We need to calculate \(\langle \by-\bb{u}(\alpha),\by-\bb{u}(\alpha)\rangle\). By definition of \(\bb{u}(\alpha)\), we have

\[\begin{eqnarray} \langle \by-\bb{u}(\alpha),\by-\bb{u}(\alpha)\rangle &=& \langle\by,\by\rangle + \alpha^2\langle \bX, \bX\rangle^{-1}\langle\bX, \by\rl^2-2\alpha\langle\bX, \bX\rl^{-1} \langle\bX, \by\rl^2\non\\ &=&\langle\by,\by\rangle + (\alpha^2-2\alpha)\langle\bX, \bX\rl^{-1} \langle\bX, \by\rl^2.\non \end{eqnarray}\]

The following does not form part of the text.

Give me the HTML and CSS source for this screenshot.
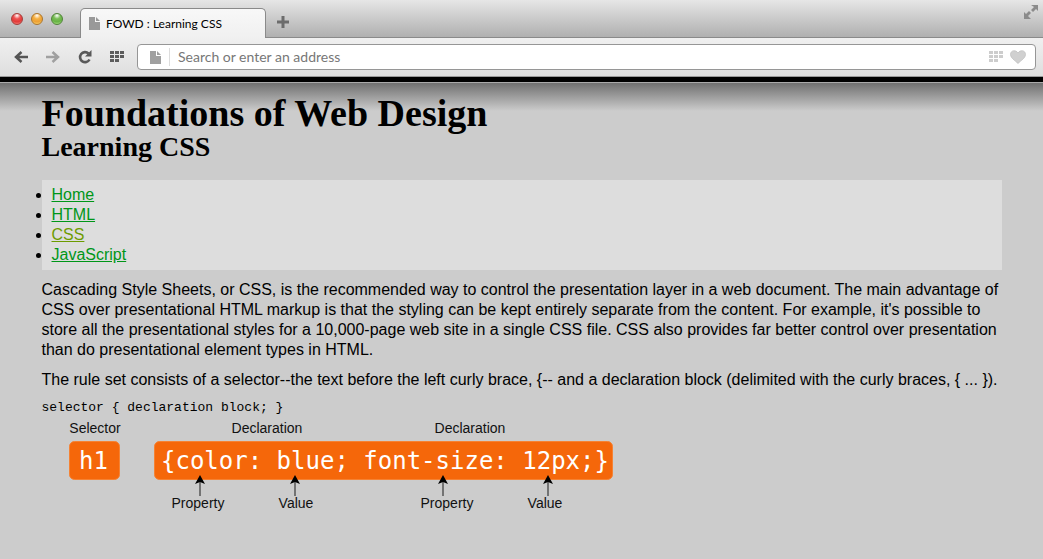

On the other hand, we have

\[\begin{equation} \text{RSS} = \langle \by, \by\rl - \langle\bX,\bX\rl^{-1}\langle\bX, \by\rl^2.\non \end{equation}\]

So we have

\[\begin{eqnarray} \frac{1}{N}\langle \by-\bb{u}(\alpha),\by-\bb{u}(\alpha)\rangle &=& \frac{1}{N}\langle\by,\by\rangle + \frac{1}{N}(\alpha^2-2\alpha)\left(\langle\by,\by\rangle-\text{RSS}\right)\non\\ &=&(\alpha-1)^2\frac{1}{N}\langle\by,\by\rangle + \frac{(2\alpha-\alpha^2)}{N}\text{RSS}\non\\ &=&(\alpha-1)^2+\frac{\alpha(2-\alpha)}{N}\text{RSS}.\non \end{eqnarray}\]

The proof is now complete.
(c) When \(\alpha=0\) we have \(\lambda(0)=\lambda\); when \(\alpha=1\) we have \(\lambda(1)=0\), where all correlations are tied and decrease from \(\lambda\) to 0 as \(\alpha\) moves from 0 to 1.